The Easter Bunny, Resurrection, and Jesus

EasterbasketMany years ago on a spring morning, I was hustling my daughter and me through our morning routine: she needed to get to preschool, and I needed to get to an early meeting. I buckled her into her booster seat, threw my laptop case and briefcase into the front seat, and started backing out of the driveway. While I was in this distracted state, my 4-year-old asked me, “When is the Easter Bunny coming?” Without thinking, I answered hastily, “There is no Easter Bunny.”

My daughter started crying loudly. I slammed on the brakes and said, “Oh, honey, don’t cry! It’s okay! On Easter, Jesus is raised from the dead!”

She shrieked even louder. I was late for work that day as I reconstructed my Easter narrative to include a non-zombie Jesus and an Easter bunny that brings chocolate eggs.

Easter, the celebration of Jesus Christ’s resurrection, is the highest point of the church year, and for many Christians, the Triduum of Maundy Thursday, Good Friday, and Easter are deeply spiritual moments. The liturgies of Holy Week invite us to take the walk of those final days alongside Jesus, to recreate them as a present reality that we experience ourselves. We relive the betrayal, the disciples’ fear, the pain of wrongful imprisonment and crucifixion, and then the startling, unbelievable news of the resurrection.
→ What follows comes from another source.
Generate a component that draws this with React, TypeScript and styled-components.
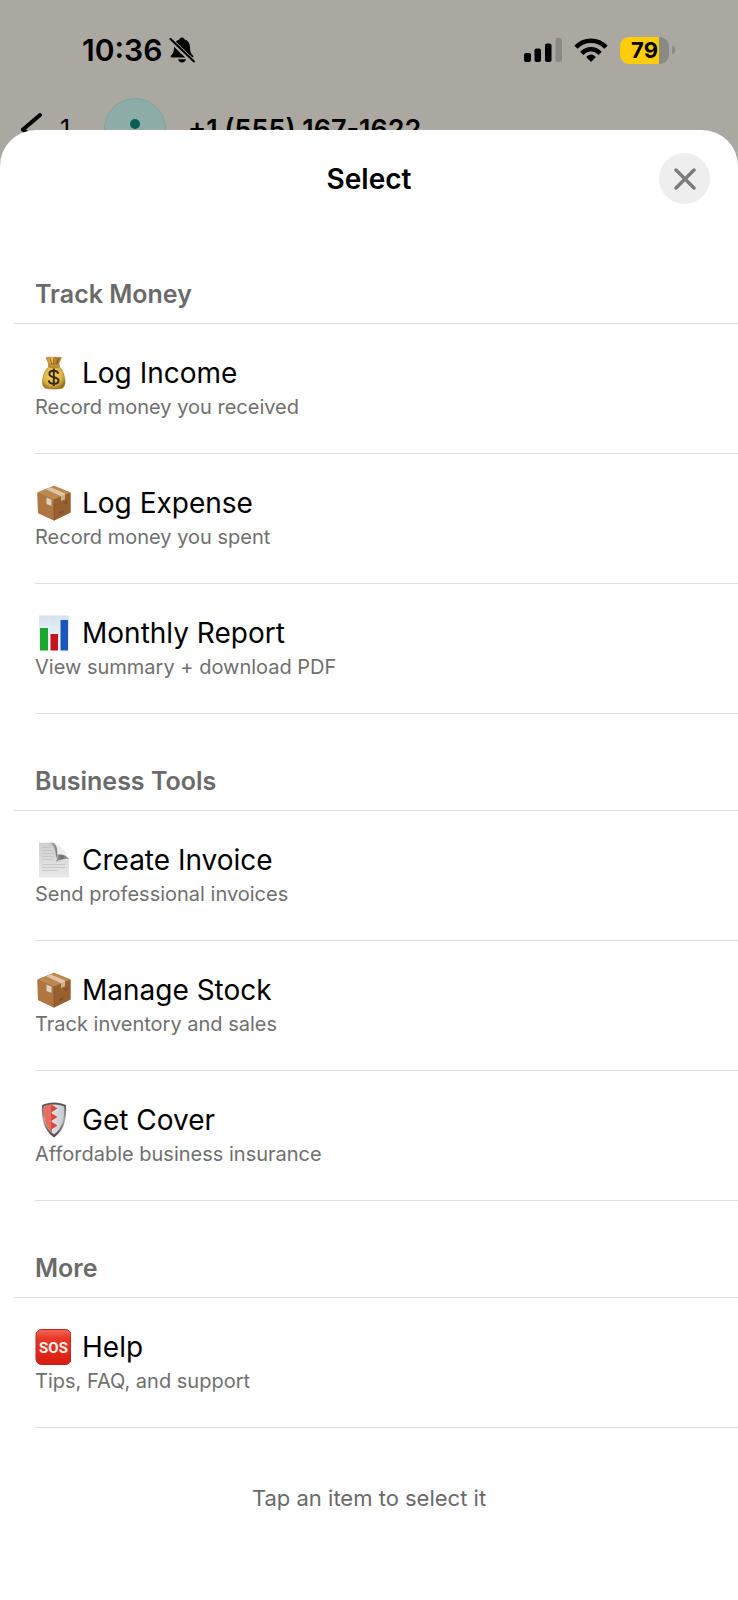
import React from 'react';
import styled, { createGlobalStyle } from 'styled-components';

const GlobalStyle = createGlobalStyle`
  *, *::before, *::after {
    box-sizing: border-box;
  }
  body {
    margin: 0;
    background: #aba8a1;
    font-family: Inter, 'Liberation Sans', sans-serif;
    color: #000;
  }
  button {
    font: inherit;
    color: inherit;
    border: 0;
    padding: 0;
    background: none;
    cursor: pointer;
  }
`;

const Screen = styled.div`
  min-height: 100vh;
  display: flex;
  flex-direction: column;
`;

const StatusBar = styled.div`
  display: flex;
  align-items: center;
  justify-content: space-between;
  padding: 35px 63px 33px 82px;
`;

const StatusGroup = styled.div<{ $gap: number }>`
  display: flex;
  align-items: center;
  height: 30px;
  gap: ${({ $gap }) => $gap}px;
`;

const Time = styled.span`
  font-size: 30px;
  line-height: 30px;
  font-weight: 600;
`;

const Battery = styled.div`
  display: flex;
  align-items: center;
  gap: 3px;
`;

const BatteryBody = styled.div<{ $level: number }>`
  width: 49px;
  height: 27px;
  border-radius: 9px;
  background: linear-gradient(to right, #ffcc0a ${({ $level }) => $level}%, #8b8984 ${({ $level }) => $level}%);
  font-size: 22px;
  line-height: 27px;
  font-weight: 700;
  text-align: center;
`;

const BatteryCap = styled.div`
  width: 3px;
  height: 8px;
  border-radius: 0 4px 4px 0;
  background: #8b8984;
`;

const ChatHeader = styled.header`
  display: flex;
  align-items: center;
  height: 62px;
  padding: 0 20px;
`;

const BackButton = styled.button`
  display: flex;
  align-items: center;
  gap: 16px;
  width: 84px;
  font-size: 25px;
`;

const Avatar = styled.div`
  width: 62px;
  height: 62px;
  border-radius: 50%;
  border: 1px solid #82a39d;
  background: #8fada8;
  overflow: hidden;
`;

const ContactName = styled.span`
  margin-left: 22px;
  font-size: 27px;
  font-weight: 600;
`;

const Sheet = styled.main`
  position: relative;
  z-index: 1;
  flex: 1;
  margin-top: -30px;
  border-radius: 36px 36px 0 0;
  background: #fff;
`;

const SheetHeader = styled.div`
  display: grid;
  grid-template-columns: 1fr auto 1fr;
  align-items: center;
  padding: 23px 28px;
`;

const SheetTitle = styled.h1`
  grid-column: 2;
  margin: 0;
  font-size: 28px;
  line-height: 36px;
  font-weight: 600;
`;

const CloseButton = styled.button`
  justify-self: end;
  display: flex;
  align-items: center;
  justify-content: center;
  width: 51px;
  height: 51px;
  border-radius: 50%;
  background: #eeeeee;
`;

const SectionTitle = styled.h2`
  margin: 0 0 0 14px;
  padding: 51px 21px 13px;
  border-bottom: 1px solid #dfdfdf;
  color: #6a6a6a;
  font-size: 25px;
  line-height: 32px;
  font-weight: 600;
`;

const ItemList = styled.ul`
  list-style: none;
  margin: 0 0 0 35px;
  padding: 0;
`;

const Item = styled.li`
  border-bottom: 1px solid #dfdfdf;
`;

const ItemButton = styled.button`
  display: block;
  width: 100%;
  padding: 30px 0 31px;
  text-align: left;
`;

const ItemTitle = styled.span`
  display: flex;
  align-items: center;
  gap: 11px;
  font-size: 28px;
  line-height: 38px;
`;

const ItemDescription = styled.span`
  display: block;
  color: #6f6f6f;
  font-size: 20px;
  line-height: 30px;
`;

const Hint = styled.p`
  margin: 0;
  padding: 54px 20px;
  color: #6a6a6a;
  font-size: 22px;
  line-height: 32px;
  text-align: center;
`;

const MutedBellIcon = () => (
  <svg width="26" height="28" viewBox="0 0 26 28" aria-hidden="true">
    <path d="M13 1.500c1.300 0 2.300.8 2.600 2 3.500 1 5.400 4 5.400 7.500 0 5 1 6.500 3 8.500.8.800.5 2-.8 2H2.800c-1.300 0-1.600-1.200-.8-2 2-2 3-3.500 3-8.500 0-3.500 1.900-6.500 5.400-7.500.3-1.200 1.300-2 2.600-2z" />
    <path d="M9 23.300h8c-.4 1.900-2 3.200-4 3.200s-3.600-1.300-4-3.200z" />
    <path d="M1 3.500L24.500 26" stroke="#aba8a1" strokeWidth="5" />
    <path d="M1.500 3L25 25.500" stroke="#000" strokeWidth="2" strokeLinecap="round" />
  </svg>
);

const SignalIcon = () => (
  <svg width="38" height="24" viewBox="0 0 38 24" aria-hidden="true">
    <rect x="0" y="15" width="7" height="9" rx="2" />
    <rect x="10.500" y="10.500" width="6.500" height="13.500" rx="2" />
    <rect x="21" y="5.500" width="6.500" height="18.500" rx="2" />
    <rect x="31.500" y="0" width="6.500" height="24" rx="2" fill="#8b8984" />
  </svg>
);

const WifiIcon = () => (
  <svg width="34" height="24" viewBox="0 0 34 24" fill="none" stroke="#000" strokeWidth="4.600" aria-hidden="true">
    <path d="M2 9.300C6 5 11 2.700 17 2.700S28 5 32 9.300" />
    <path d="M7.800 15.300C10.300 12.700 13.400 11.200 17 11.200s6.700 1.500 9.200 4.100" />
    <path d="M12.300 19.300C13.500 17.500 15.200 16.500 17 16.500s3.500 1 4.700 2.800L17 24z" fill="#000" stroke="none" />
  </svg>
);

const BackIcon = () => (
  <svg width="24" height="34" viewBox="0 0 24 34" aria-hidden="true">
    <path d="M20 3L3 17.500L20 32" fill="none" stroke="#000" strokeWidth="4" strokeLinecap="round" strokeLinejoin="round" />
  </svg>
);

const PersonIcon = () => (
  <svg width="60" height="60" viewBox="0 0 60 60" fill="#075e54" aria-hidden="true">
    <circle cx="30" cy="25" r="5" />
    <path d="M18 44c0-7 5-11 12-11s12 4 12 11z" />
  </svg>
);

const CloseIcon = () => (
  <svg width="22" height="22" viewBox="0 0 22 22" aria-hidden="true">
    <path d="M2 2L20 20M20 2L2 20" stroke="#7b7b7d" strokeWidth="3.400" strokeLinecap="round" />
  </svg>
);

const MoneyBagIcon = () => (
  <svg width="36" height="36" viewBox="0 0 36 36" aria-hidden="true">
    <defs>
      <radialGradient id="bag" cx="0.45" cy="0.4" r="0.65">
        <stop offset="0" stopColor="#f4d76a" />
        <stop offset="0.65" stopColor="#d9b140" />
        <stop offset="1" stopColor="#94691c" />
      </radialGradient>
      <linearGradient id="bagNeck" x1="0" x2="1" y1="0" y2="0">
        <stop offset="0" stopColor="#b88428" />
        <stop offset="0.4" stopColor="#edc557" />
        <stop offset="0.7" stopColor="#a66d20" />
        <stop offset="1" stopColor="#c58f33" />
      </linearGradient>
    </defs>
    <path d="M11 2.500c2 .5 3-.9 5-.3 2 .5 3-.6 5 .1 2 .5 3-.6 5.500.4L22.500 11h-8z" fill="url(#bagNeck)" stroke="#98702a" strokeWidth="0.500" />
    <path d="M15 3.500l2 6M19 3l-.5 6M24 3.500L21 10" stroke="#855518" strokeWidth="0.900" />
    <path d="M15 11h8c4 2.200 6.500 8 7 15 .3 4-1 7-4 7.500-4.500.8-10 .8-14.500 0-3-.5-4.300-3.500-4-7.500.5-7 3.500-12.800 7.500-15z" fill="url(#bag)" stroke="#9b7426" strokeWidth="0.500" />
    <rect x="13.500" y="9" width="11" height="3.200" rx="1.600" fill="#c8993a" stroke="#805019" strokeWidth="0.600" />
    <path d="M23.300 18.700c-.4-2-2-3-4.500-3s-4.400 1.200-4.400 3.200c0 4.500 9.100 2.200 9.100 6.600 0 2-1.800 3.300-4.700 3.300s-4.700-1.300-5-3.500M18.800 13.500v17.500" fill="none" stroke="#39290d" strokeWidth="2" />
  </svg>
);

const PackageIcon = () => (
  <svg width="36" height="36" viewBox="0 0 36 36" aria-hidden="true">
    <path d="M2.500 7.500L19 .8 35.500 7.500v20L19 35.500 3 28z" fill="#b47b47" />
    <path d="M2.500 7.500L19 .8 35.500 7.500 19 14.500z" fill="#bd8852" />
    <path d="M2.500 7.500L19 14.500v21L3 28z" fill="#af763f" />
    <path d="M19 14.500l16.500-7v20L19 35.500z" fill="#96602f" />
    <path d="M11 4.200l4.500-1.900L30 8.500v5.500l-4 1.800v-4.500z" fill="#dfc4a5" />
    <path d="M26 11.300l4-1.900v4.800L26 16z" fill="#d1b18c" />
    <path d="M11.500 12.500l5 2.200v6.300l-5-2z" fill="#ded2c5" />
    <path d="M24.500 27l4-1.900v2.200l-4 1.900z" fill="#79502b" />
    <path d="M29.500 17l3.500-1.500v2l-3.500 1.500z" fill="#835428" />
    <path d="M19 14.500v21" stroke="#875326" strokeWidth="0.600" />
  </svg>
);

const ChartIcon = () => (
  <svg width="36" height="36" viewBox="0 0 36 36" aria-hidden="true">
    <defs>
      <linearGradient id="chartBack" x1="0" x2="0" y1="0" y2="1">
        <stop offset="0" stopColor="#d5e3ee" />
        <stop offset="1" stopColor="#f7fafc" />
      </linearGradient>
    </defs>
    <rect x="4" y="0.500" width="30" height="35" fill="url(#chartBack)" />
    <path d="M14 1v34M24 1v34M4 12h30M4 24h30" stroke="#e9f0f6" strokeWidth="0.800" />
    <rect x="5" y="13" width="8" height="22.500" fill="#18a82c" />
    <rect x="15.500" y="19" width="7.500" height="16.500" fill="#c3131d" />
    <rect x="25.500" y="5" width="7.500" height="30.500" fill="#1957bd" />
  </svg>
);

const DocumentIcon = () => (
  <svg width="36" height="36" viewBox="0 0 36 36" aria-hidden="true">
    <defs>
      <linearGradient id="page" x1="0" x2="0" y1="0" y2="1">
        <stop offset="0" stopColor="#cfcfcf" />
        <stop offset="1" stopColor="#e9e9e9" />
      </linearGradient>
      <linearGradient id="pageFold" x1="0" x2="1" y1="0" y2="0">
        <stop offset="0" stopColor="#9a9a9a" />
        <stop offset="0.450" stopColor="#6b6b6b" />
        <stop offset="1" stopColor="#a8a8a8" />
      </linearGradient>
      <linearGradient id="pageEdge" x1="0" x2="1" y1="0" y2="0">
        <stop offset="0" stopColor="#cfcfcf" />
        <stop offset="1" stopColor="#7c7c7c" />
      </linearGradient>
    </defs>
    <path d="M4 .8h14c3.500 1 4.500 5 4.500 11.500L34 16v19.500H4z" fill="url(#page)" />
    <path d="M13 .8h5c3.500 1 4.800 6 4.500 13L21 16c0-7-2-14-8-15.200z" fill="url(#pageEdge)" />
    <path d="M19 1c5 1 11 7 14.500 14-3-2.500-7-2.500-10.700-1C23 8 22 3 19 1z" fill="#eeeeee" />
    <path d="M22.700 12.500c4.500-.5 9 .5 11.300 4.500-4-.6-9 .5-13 3 1-2.500 1.600-4.500 1.700-7.500z" fill="url(#pageFold)" />
    <path d="M7 5.500h9M7 8.500h11M7 11.500h12M7 14.500h12M7 17.500h11M7 22.500h23M7 25.500h23M7 28.500h16" stroke="#bdbdbd" strokeWidth="0.700" />
  </svg>
);

const ShieldIcon = () => (
  <svg width="36" height="36" viewBox="0 0 36 36" aria-hidden="true">
    <defs>
      <linearGradient id="shieldRim" x1="0" x2="0" y1="0" y2="1">
        <stop offset="0" stopColor="#51504e" />
        <stop offset="0.500" stopColor="#aaa6a0" />
        <stop offset="1" stopColor="#43413e" />
      </linearGradient>
      <linearGradient id="shieldRight" x1="0" x2="1" y1="0" y2="0">
        <stop offset="0" stopColor="#f3f4f5" />
        <stop offset="1" stopColor="#c4cace" />
      </linearGradient>
    </defs>
    <path d="M19 .5c4 .2 8.500 1 12 2.500.7 14-1.500 25-12 32.500C8.500 28 6.300 17 7 3 10.500 1.500 15 .7 19 .5z" fill="url(#shieldRim)" />
    <path d="M19 2.500c3.700.2 7 .8 10.200 1.900.4 12.500-1.800 21.600-10.200 28-8.400-6.400-10.600-15.500-10.200-28C12 3.300 15.300 2.700 19 2.500z" fill="url(#shieldRight)" />
    <path d="M17 2.600c-3 .2-5.500.8-8.200 1.800C8.400 16 10.300 24 17 30.800V27l5-3.500-5-3.300v-2l5-3.200-5-3.300V9.500l5-3.500z" fill="#ea6d61" />
    <path d="M16 3l6.500 3.500-6.500 4zM16 11l6.500 4-6.500 4zM16 19.500l6.500 4-6.500 4z" fill="#d84a40" />
  </svg>
);

const SosIcon = () => (
  <svg width="36" height="36" viewBox="0 0 36 36" aria-hidden="true">
    <defs>
      <linearGradient id="sosBack" x1="0" x2="0" y1="0" y2="1">
        <stop offset="0" stopColor="#f5695b" />
        <stop offset="0.250" stopColor="#e93827" />
        <stop offset="1" stopColor="#d71d10" />
      </linearGradient>
    </defs>
    <rect x="1" y="0.500" width="35" height="35" rx="5.500" fill="url(#sosBack)" stroke="#be2319" />
    <text x="18.500" y="24" textAnchor="middle" fill="#fff5ef" fontFamily="Roboto, sans-serif" fontSize="15" fontWeight="700">
      SOS
    </text>
  </svg>
);

interface MenuItem {
  icon: React.FC;
  title: string;
  description: string;
}

interface MenuSection {
  title: string;
  items: MenuItem[];
}

const sections: MenuSection[] = [
  {
    title: 'Track Money',
    items: [
      { icon: MoneyBagIcon, title: 'Log Income', description: 'Record money you received' },
      { icon: PackageIcon, title: 'Log Expense', description: 'Record money you spent' },
      { icon: ChartIcon, title: 'Monthly Report', description: 'View summary + download PDF' },
    ],
  },
  {
    title: 'Business Tools',
    items: [
      { icon: DocumentIcon, title: 'Create Invoice', description: 'Send professional invoices' },
      { icon: PackageIcon, title: 'Manage Stock', description: 'Track inventory and sales' },
      { icon: ShieldIcon, title: 'Get Cover', description: 'Affordable business insurance' },
    ],
  },
  {
    title: 'More',
    items: [{ icon: SosIcon, title: 'Help', description: 'Tips, FAQ, and support' }],
  },
];

const App: React.FC = () => (
  <>
    <GlobalStyle />
    <Screen>
      <StatusBar>
        <StatusGroup $gap={7}>
          <Time>10:36</Time>
          <MutedBellIcon />
        </StatusGroup>
        <StatusGroup $gap={12}>
          <SignalIcon />
          <WifiIcon />
          <Battery>
            <BatteryBody $level={79}>79</BatteryBody>
            <BatteryCap />
          </Battery>
        </StatusGroup>
      </StatusBar>
      <ChatHeader>
        <BackButton type="button" aria-label="Back, 1 unread">
          <BackIcon />
          1
        </BackButton>
        <Avatar>
          <PersonIcon />
        </Avatar>
        <ContactName>+1 (555) 167-1622</ContactName>
      </ChatHeader>
      <Sheet>
        <SheetHeader>
          <SheetTitle>Select</SheetTitle>
          <CloseButton type="button" aria-label="Close">
            <CloseIcon />
          </CloseButton>
        </SheetHeader>
        {sections.map((section) => (
          <section key={section.title}>
            <SectionTitle>{section.title}</SectionTitle>
            <ItemList>
              {section.items.map(({ icon: Icon, title, description }) => (
                <Item key={title}>
                  <ItemButton type="button">
                    <ItemTitle>
                      <Icon />
                      {title}
                    </ItemTitle>
                    <ItemDescription>{description}</ItemDescription>
                  </ItemButton>
                </Item>
              ))}
            </ItemList>
          </section>
        ))}
        <Hint>Tap an item to select it</Hint>
      </Sheet>
    </Screen>
  </>
);

export default App;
As we engage in these communal practices surrounding the deepest mysteries of our faith, we discover that something is being done to us in the process. We don’t have to name or know what that something is. Call it Spirit, call it Christ, call it resurrection and healing and love and mystery. Or give it no name at all and just let it happen.

Nor does everyone agree about what happened on Easter morning. Some Christians think of the resurrection as spiritual, as metaphor. For many of us Christians, the experience of the bodily resurrection of Jesus Christ (and some notion of the bodily resurrection of created beings) is the cornerstone of our belief. In Resurrection: The Power of God for Christians and Jews, Kevin Madigan and Jon D. Levenson trace the many deep connections between Judaism and Christianity on the notion of resurrection and the meaning of eternal life. Both religious traditions express an idea of a “transformed” body, not simply a disembodied spiritual existence.

And both religions contain a notion of resurrection and restoration of the kingdom of God happening not necessarily in some other dimension, but rather in the here and now. N.T. Wright echoes this notion in Surprised by Hope: Rethinking Heaven, Resurrection, and the Mission of the Church. He writes that the hope given to Christians by the bodily, “transphysical” resurrection of Jesus inspires us to the Church’s mission: to be a part of the healing presence of God as we co-create heaven here.

In an interview in the New York Times, UC Riverside professor of philosophy Howard Wettstein, a practicing Jew, emphasizes that the practice of religion draws us into something greater than the propositions we may or may not agree with. In our religious practice, we have an “experience of God, for example in prayer or in life’s stunning moments. Prayer, when it works, yields an awe-infused sense of having made contact, or almost having done so.” It can also lead us to a feeling of being in league with God, of dreaming along with God.

The spiritual practices of Holy Week offer us some of those stunning moments of dreaming along with God. The services that culminate in the Great Easter Vigil and Easter morning beckon us to act out the narrative of our life in God, and God’s life with us in Jesus Christ.  In Jesus, God encounters the monstrous and tragic aspects of humanity and transforms them into the most joyous and wondrous. Through Jesus, God invites us to do the same.

May you experience a profound awe, wonder and joy in the living God this Easter season.